Parliament also encourages the Member States to facilitate procedures for local and regional authorities to, among other things: (i) design and put into practice specific programmes to integrate women and men into local communities and to foster intercultural exchange; (ii) address highly mobile women at risk; and (iii) support social awareness campaigns by non-profit organisations focusing on women in international communities.

The Commission is invited to:

  • monitor and report regularly on how EU funds focusing on education and training, occupational and educational mobility and on labour market participation are being taken up;
  • find a means of integrating the education acquired through youth mobility with jobs matching that education, in order to increase the efficiency of the mobility process in both its educational phase and its occupational phase;
  • broaden and enhance the scope of projects designed to increase the professional mobility of women;
  • support the reallocation of adequate financial resources to programmes that promote women’s employment and better education for disadvantaged groups.

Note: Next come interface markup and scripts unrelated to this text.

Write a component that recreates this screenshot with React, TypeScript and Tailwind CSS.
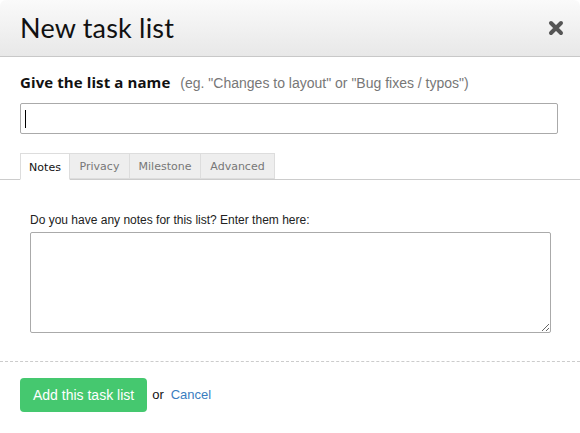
export default function App() {
  return (
    <div className="w-[580px] h-[433px] bg-white overflow-hidden">
      <div className="h-full rounded-md bg-white flex flex-col font-['Liberation_Sans',Arial,sans-serif]">
        {/* header */}
        <div className="h-[57px] shrink-0 rounded-t-md bg-gradient-to-b from-[#fafafa] to-[#e8e8e8] border-b border-[#c8c8c8] flex items-center justify-between pl-5 pr-[15px]">
          <h1 className="font-['Lato',sans-serif] text-[27px] text-[#111] tracking-[0.2px]">New task list</h1>
          <button className="w-[18px] h-[18px] flex items-center justify-center">
            <svg width="16" height="16" viewBox="0 0 16 16">
              <path d="M3 3 L13 13 M13 3 L3 13" stroke="#555" strokeWidth="4" strokeLinecap="round" />
            </svg>
          </button>
        </div>

        {/* name */}
        <div className="px-5 pt-[14px]">
          <div className="flex items-baseline gap-[10px]">
            <span className="font-['Open_Sans',sans-serif] font-bold text-[15px] text-[#111] tracking-[0.1px]">Give the list a name</span>
            <span className="text-[14px] text-[#777]">(eg. "Changes to layout" or "Bug fixes / typos")</span>
          </div>
          <div className="mt-[9px] h-[31px] w-[538px] border border-[#aaa] rounded-[2px] flex items-center pl-[4px]">
            <div className="w-px h-[18px] bg-black" />
          </div>
        </div>

        {/* tabs */}
        <div className="mt-[19px] border-b border-[#ccc] flex pl-5 font-['DejaVu_Sans',Verdana,sans-serif] text-[11px]">
          <div className="h-[27px] -mb-px w-[50px] justify-center flex items-center pt-[4px] bg-white border border-[#ddd] border-b-white text-[#111]">Notes</div>
          <div className="h-[26px] w-[60px] justify-center flex items-center pt-[3px] bg-[#eee] border border-l-0 border-[#ddd] text-[#777]">Privacy</div>
          <div className="h-[26px] w-[71px] justify-center flex items-center pt-[3px] bg-[#eee] border border-l-0 border-[#ddd] text-[#777]">Milestone</div>
          <div className="h-[26px] w-[74px] justify-center flex items-center pt-[3px] bg-[#eee] border border-l-0 border-[#ddd] text-[#777]">Advanced</div>
        </div>

        {/* notes */}
        <div className="px-[30px] pt-[33px]">
          <label className="block text-[12px] text-[#222] leading-[15px]">Do you have any notes for this list? Enter them here:</label>
          <textarea className="mt-[4px] block w-[521px] h-[101px] border border-[#aaa] rounded-[2px] resize-y" />
        </div>

        {/* footer */}
        <div className="mt-[28px] border-t border-dashed border-[#ccc] px-5 pt-[16px] flex items-center gap-[5px]">
          <button className="h-[34px] px-[13px] rounded-[4px] bg-[#45c86f] text-white text-[14px]">Add this task list</button>
          <span className="text-[13px] text-[#111]">or</span>
          <a className="ml-[2px] text-[13px] text-[#3a7dc0] cursor-pointer">Cancel</a>
        </div>
      </div>
    </div>
  );
}
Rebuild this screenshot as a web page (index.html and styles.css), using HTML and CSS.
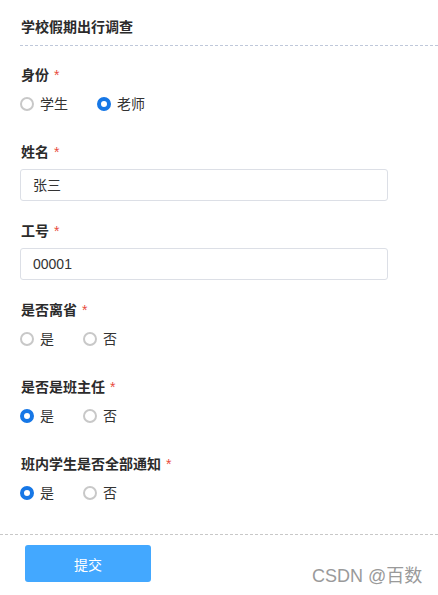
FILE: index.html
```html
<!DOCTYPE html>
<html lang="zh">
<head>
<meta charset="utf-8">
<title>学校假期出行调查</title>
<link rel="stylesheet" href="styles.css">
</head>
<body>
<div class="page">
  <div class="title">学校假期出行调查</div>
  <form class="form">
    <div class="item">
      <div class="label">身份<span class="req">*</span></div>
      <div class="radios">
        <span class="radio"><span class="dot"></span><span class="rtext">学生</span></span>
        <span class="radio"><span class="dot on"></span><span class="rtext">老师</span></span>
      </div>
    </div>
    <div class="item">
      <div class="label">姓名<span class="req">*</span></div>
      <div class="input">张三</div>
    </div>
    <div class="item">
      <div class="label">工号<span class="req">*</span></div>
      <div class="input">00001</div>
    </div>
    <div class="item">
      <div class="label">是否离省<span class="req">*</span></div>
      <div class="radios">
        <span class="radio"><span class="dot"></span><span class="rtext">是</span></span>
        <span class="radio"><span class="dot"></span><span class="rtext">否</span></span>
      </div>
    </div>
    <div class="item">
      <div class="label">是否是班主任<span class="req">*</span></div>
      <div class="radios">
        <span class="radio"><span class="dot on"></span><span class="rtext">是</span></span>
        <span class="radio"><span class="dot"></span><span class="rtext">否</span></span>
      </div>
    </div>
    <div class="item">
      <div class="label">班内学生是否全部通知<span class="req">*</span></div>
      <div class="radios">
        <span class="radio"><span class="dot on"></span><span class="rtext">是</span></span>
        <span class="radio"><span class="dot"></span><span class="rtext">否</span></span>
      </div>
    </div>
  </form>
  <div class="footer">
    <button class="submit" type="button">提交</button>
  </div>
  <div class="watermark">CSDN @百数</div>
</div>
</body>
</html>
```

FILE: styles.css
```css
* { box-sizing: border-box; }
html, body { margin: 0; padding: 0; background: #fff; }
body {
  font-family: "Liberation Sans", "Noto Sans CJK SC", sans-serif;
  font-size: 14px;
  color: #333;
}
.page { position: relative; width: 438px; height: 595px; overflow: hidden; }
.title {
  margin-left: 20px;
  padding: 17px 0 8px 1px;
  line-height: 20px;
  font-weight: bold;
  color: #2b2b2b;
  border-bottom: 1px dashed #bfc8da;
}
.form { display: flex; flex-direction: column; gap: 20px; padding: 19px 0 0 20px; }
.label {
  line-height: 20px;
  font-weight: bold;
  color: #2b2b2b;
  margin-bottom: 7px;
  padding-left: 1px;
}
.req { color: #e84c3d; margin-left: 5px; font-weight: normal; }
.radios { display: flex; padding: 2px 0 8px 0; height: 30px; }
.radio { display: flex; align-items: center; height: 20px; margin-right: 29px; }
.dot {
  width: 14px; height: 14px;
  border-radius: 50%;
  border: 2px solid #c8c8c8;
  background: #fff;
}
.dot.on { border: 4px solid #1677e6; }
.rtext { margin-left: 6px; line-height: 20px; color: #333; }
.input {
  width: 368px; height: 32px;
  border: 1px solid #dcdfe6;
  border-radius: 3px;
  padding-left: 12px;
  line-height: 30px;
  color: #333;
}
.footer {
  margin-top: 23px;
  border-top: 1px dashed #c8c8c8;
  padding: 10px 0 0 25px;
}
.submit {
  width: 126px; height: 37px;
  border: none;
  border-radius: 3px;
  background: #43a8ff;
  color: #fff;
  font-family: "Liberation Sans", "Noto Sans CJK SC", sans-serif;
  font-size: 14px;
  padding: 0;
}
.watermark {
  position: absolute;
  left: 312px;
  top: 564px;
  font-size: 18px;
  line-height: 24px;
  color: #9a9a9a;
}
```
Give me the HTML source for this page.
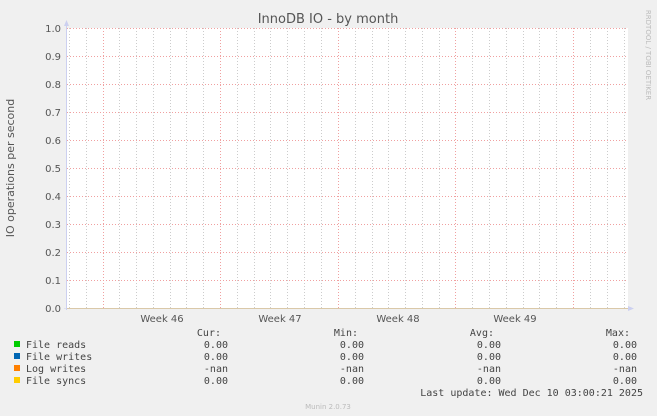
<!DOCTYPE html>
<html><head><style>
body{margin:0;background:#f0f0f0;}
svg{display:block}
text{font-family:"DejaVu Sans","Liberation Sans",sans-serif;fill:#555;}
.m{font-family:"DejaVu Sans Mono","Liberation Mono",monospace;font-size:10px;fill:#444;}
</style></head><body>
<svg width="657" height="416" xmlns="http://www.w3.org/2000/svg">
<rect width="657" height="416" fill="#f0f0f0"/>
<rect x="67" y="28" width="561" height="280" fill="#fff"/>
<g stroke="#ccc" stroke-width="1" stroke-dasharray="1,2">
<line x1="69.5" y1="28" x2="69.5" y2="308"/><line x1="86.5" y1="28" x2="86.5" y2="308"/>
<line x1="119.5" y1="28" x2="119.5" y2="308"/><line x1="136.5" y1="28" x2="136.5" y2="308"/><line x1="153.5" y1="28" x2="153.5" y2="308"/><line x1="170.5" y1="28" x2="170.5" y2="308"/><line x1="186.5" y1="28" x2="186.5" y2="308"/><line x1="203.5" y1="28" x2="203.5" y2="308"/>
<line x1="237.5" y1="28" x2="237.5" y2="308"/><line x1="254.5" y1="28" x2="254.5" y2="308"/><line x1="270.5" y1="28" x2="270.5" y2="308"/><line x1="287.5" y1="28" x2="287.5" y2="308"/><line x1="304.5" y1="28" x2="304.5" y2="308"/><line x1="321.5" y1="28" x2="321.5" y2="308"/>
<line x1="355.5" y1="28" x2="355.5" y2="308"/><line x1="372.5" y1="28" x2="372.5" y2="308"/><line x1="388.5" y1="28" x2="388.5" y2="308"/><line x1="405.5" y1="28" x2="405.5" y2="308"/><line x1="422.5" y1="28" x2="422.5" y2="308"/><line x1="439.5" y1="28" x2="439.5" y2="308"/>
<line x1="472.5" y1="28" x2="472.5" y2="308"/><line x1="489.5" y1="28" x2="489.5" y2="308"/><line x1="506.5" y1="28" x2="506.5" y2="308"/><line x1="523.5" y1="28" x2="523.5" y2="308"/><line x1="539.5" y1="28" x2="539.5" y2="308"/><line x1="556.5" y1="28" x2="556.5" y2="308"/>
<line x1="590.5" y1="28" x2="590.5" y2="308"/><line x1="607.5" y1="28" x2="607.5" y2="308"/><line x1="624.5" y1="28" x2="624.5" y2="308"/>
</g>
<g stroke="#f0a0a0" stroke-width="1" stroke-dasharray="1,2">
<line x1="220.5" y1="28" x2="220.5" y2="308"/><line x1="338.5" y1="28" x2="338.5" y2="308"/><line x1="455.5" y1="28" x2="455.5" y2="308"/><line x1="573.5" y1="28" x2="573.5" y2="308"/><line x1="103.5" y1="28" x2="103.5" y2="308"/>
<line x1="67" y1="28.5" x2="628" y2="28.5"/><line x1="67" y1="56.5" x2="628" y2="56.5"/><line x1="67" y1="84.5" x2="628" y2="84.5"/><line x1="67" y1="112.5" x2="628" y2="112.5"/><line x1="67" y1="140.5" x2="628" y2="140.5"/><line x1="67" y1="168.5" x2="628" y2="168.5"/><line x1="67" y1="196.5" x2="628" y2="196.5"/><line x1="67" y1="224.5" x2="628" y2="224.5"/><line x1="67" y1="252.5" x2="628" y2="252.5"/><line x1="67" y1="280.5" x2="628" y2="280.5"/>
</g>
<line x1="67" y1="308.5" x2="628" y2="308.5" stroke="#e8c060"/>
<line x1="66.5" y1="24" x2="66.5" y2="310" stroke="#ccd0f0"/>
<line x1="64" y1="308.5" x2="632" y2="308.5" stroke="#ccd0f0" stroke-opacity="0.5"/>
<polygon points="64,26 69,26 66.5,20" fill="#ccd0f0"/>
<polygon points="628,306 628,311 634,308.5" fill="#ccd0f0"/>
<text x="328" y="23" font-size="13" text-anchor="middle">InnoDB IO - by month</text>
<g font-size="10" text-anchor="end">
<text x="61" y="32">1.0</text><text x="61" y="60">0.9</text><text x="61" y="88">0.8</text><text x="61" y="116">0.7</text><text x="61" y="144">0.6</text><text x="61" y="172">0.5</text><text x="61" y="200">0.4</text><text x="61" y="228">0.3</text><text x="61" y="256">0.2</text><text x="61" y="284">0.1</text><text x="61" y="312">0.0</text>
</g>
<g font-size="10" text-anchor="middle">
<text x="162" y="322">Week 46</text><text x="280" y="322">Week 47</text><text x="398" y="322">Week 48</text><text x="515" y="322">Week 49</text>
</g>
<text transform="translate(14,168) rotate(-90)" font-size="11" text-anchor="middle">IO operations per second</text>
<text transform="translate(646,55) rotate(90)" font-size="7" style="fill:#bbb" text-anchor="middle">RRDTOOL / TOBI OETIKER</text>
<rect x="14" y="341" width="6" height="6" fill="#00cc00"/>
<rect x="14" y="353" width="6" height="6" fill="#0066b3"/>
<rect x="14" y="365" width="6" height="6" fill="#ff8000"/>
<rect x="14" y="377" width="6" height="6" fill="#ffcc00"/>
<text class="m" x="26" y="348">File reads</text>
<text class="m" x="26" y="360">File writes</text>
<text class="m" x="26" y="372">Log writes</text>
<text class="m" x="26" y="384">File syncs</text>
<g class="m" text-anchor="end">
<text class="m" x="221" y="336">Cur:</text><text class="m" x="358" y="336">Min:</text><text class="m" x="494" y="336">Avg:</text><text class="m" x="630" y="336">Max:</text>
<text class="m" x="228" y="348">0.00</text><text class="m" x="364" y="348">0.00</text><text class="m" x="501" y="348">0.00</text><text class="m" x="637" y="348">0.00</text>
<text class="m" x="228" y="360">0.00</text><text class="m" x="364" y="360">0.00</text><text class="m" x="501" y="360">0.00</text><text class="m" x="637" y="360">0.00</text>
<text class="m" x="228" y="372">-nan</text><text class="m" x="364" y="372">-nan</text><text class="m" x="501" y="372">-nan</text><text class="m" x="637" y="372">-nan</text>
<text class="m" x="228" y="384">0.00</text><text class="m" x="364" y="384">0.00</text><text class="m" x="501" y="384">0.00</text><text class="m" x="637" y="384">0.00</text>
<text class="m" x="643" y="396">Last update: Wed Dec 10 03:00:21 2025</text>
</g>
<text x="328" y="409" font-size="7" text-anchor="middle" style="fill:#bbb">Munin 2.0.73</text>
</svg>
</body></html>
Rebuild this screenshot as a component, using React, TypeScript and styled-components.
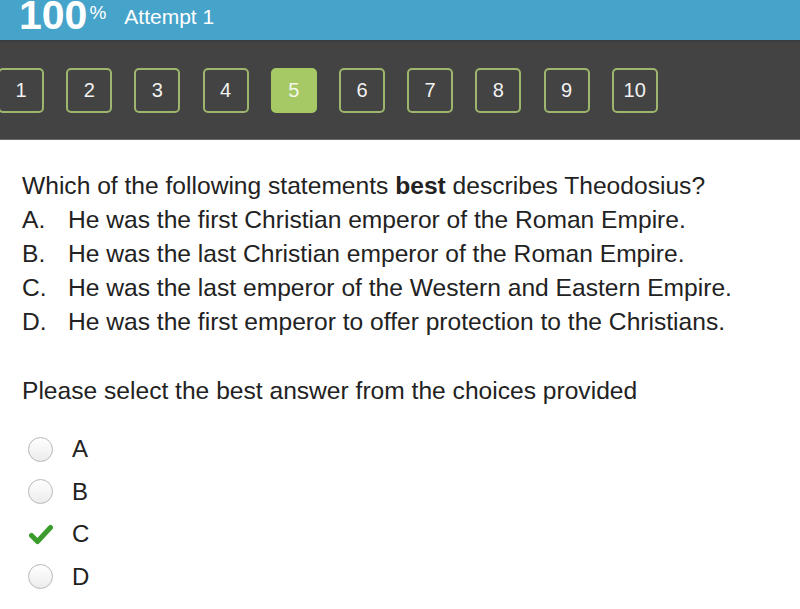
import React from "react";
import styled, { createGlobalStyle } from "styled-components";

const GlobalStyle = createGlobalStyle`
  html, body {
    margin: 0;
    padding: 0;
    background: #fff;
    font-family: "Liberation Sans", Arial, Helvetica, sans-serif;
    overflow: hidden;
  }
`;

const Page = styled.div`
  width: 800px;
  height: 609px;
  overflow: hidden;
  background: #fff;
`;

const ScoreBar = styled.div`
  height: 40px;
  background: #46a3c9;
  border-bottom: 2px solid #3a3d3f;
  display: flex;
  align-items: flex-end;
  padding-left: 19px;
  overflow: hidden;
  color: #fff;
`;

const Score = styled.div`
  font-size: 41px;
  font-weight: bold;
  line-height: 1;
  margin-bottom: 4px;
  display: flex;
  align-items: flex-start;
`;

const Percent = styled.span`
  font-size: 19px;
  font-weight: normal;
  margin-left: 2px;
  margin-top: 8px;
`;

const Attempt = styled.div`
  font-size: 21px;
  margin-left: 18px;
  margin-bottom: 13px;
  line-height: 1;
`;

const Nav = styled.div`
  height: 98px;
  background: #434343;
  border-bottom: 1px solid #6b6b6b;
  display: flex;
  align-items: flex-start;
  gap: 22.2px;
  padding-top: 26px;
  box-sizing: border-box;
  margin-left: -2px;
`;

const PageBox = styled.div<{ $active?: boolean }>`
  width: 46px;
  height: 45px;
  box-sizing: border-box;
  border: 2px solid ${(p) => (p.$active ? "#a6c965" : "#9db56c")};
  background: ${(p) => (p.$active ? "#a6c965" : "transparent")};
  border-radius: 5px;
  display: flex;
  align-items: center;
  justify-content: center;
  color: ${(p) => (p.$active ? "#f4f8ea" : "#f2f2f2")};
  font-size: 20px;
`;

const Content = styled.div`
  padding: 29px 22px 0;
  color: #222;
  font-size: 24.6px;
  line-height: 34px;
`;

const Question = styled.div``;

const Choice = styled.div`
  display: flex;
`;

const ChoiceLetter = styled.span`
  width: 46px;
  flex-shrink: 0;
`;

const Prompt = styled.div`
  margin-top: 35px;
`;

const Options = styled.div`
  margin-top: 20px;
  display: flex;
  flex-direction: column;
`;

const Option = styled.div`
  height: 42.5px;
  display: flex;
  align-items: center;
  margin-left: 6px;
`;

const Radio = styled.span`
  width: 25px;
  height: 25px;
  box-sizing: border-box;
  border-radius: 50%;
  border: 1.5px solid #b9b9b9;
  background: linear-gradient(#ffffff, #ececec);
  flex-shrink: 0;
`;

const CheckSlot = styled.span`
  width: 25px;
  height: 25px;
  display: flex;
  align-items: center;
  justify-content: center;
  flex-shrink: 0;
`;

const OptionLabel = styled.span`
  margin-left: 19px;
  font-size: 24px;
`;

const pages = [1, 2, 3, 4, 5, 6, 7, 8, 9, 10];

const choices = [
  ["A.", "He was the first Christian emperor of the Roman Empire."],
  ["B.", "He was the last Christian emperor of the Roman Empire."],
  ["C.", "He was the last emperor of the Western and Eastern Empire."],
  ["D.", "He was the first emperor to offer protection to the Christians."],
];

const Check = () => (
  <svg width="24" height="22" viewBox="0 0 24 22">
    <path
      d="M2.5 12.5 L8.5 18.5 L21.5 4.5"
      fill="none"
      stroke="#3b9b2c"
      strokeWidth="5"
      strokeLinecap="round"
      strokeLinejoin="round"
    />
  </svg>
);

export default function App() {
  return (
    <Page>
      <GlobalStyle />
      <ScoreBar>
        <Score>
          100<Percent>%</Percent>
        </Score>
        <Attempt>Attempt 1</Attempt>
      </ScoreBar>
      <Nav>
        {pages.map((n) => (
          <PageBox key={n} $active={n === 5}>
            {n}
          </PageBox>
        ))}
      </Nav>
      <Content>
        <Question>
          Which of the following statements <b>best</b> describes Theodosius?
        </Question>
        {choices.map(([l, t]) => (
          <Choice key={l}>
            <ChoiceLetter>{l}</ChoiceLetter>
            {t}
          </Choice>
        ))}
        <Prompt>Please select the best answer from the choices provided</Prompt>
        <Options>
          {["A", "B", "C", "D"].map((o) => (
            <Option key={o}>
              {o === "C" ? (
                <CheckSlot>
                  <Check />
                </CheckSlot>
              ) : (
                <Radio />
              )}
              <OptionLabel>{o}</OptionLabel>
            </Option>
          ))}
        </Options>
      </Content>
    </Page>
  );
}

Parliament calls on the Commission and on the Member States to:

  • improve the detection and elimination of the violations of women’s rights in the labour market and effectively punish these violations;
  • take measures to prevent the feminisation of poverty by promoting employment and the spirit of enterprise among women;
  • pay special attention to the problem of poverty among older women caused by the fact that they receive smaller pensions;
  • develop policies, in cooperation with social partners, to eradicate the gender pay gap, that focus on the integration of women in the labour market and promote equal opportunities for mobility;
  • combat gender stereotyping;
  • implement swiftly the youth employment package with a view to fostering early educational and occupational mobility of young women.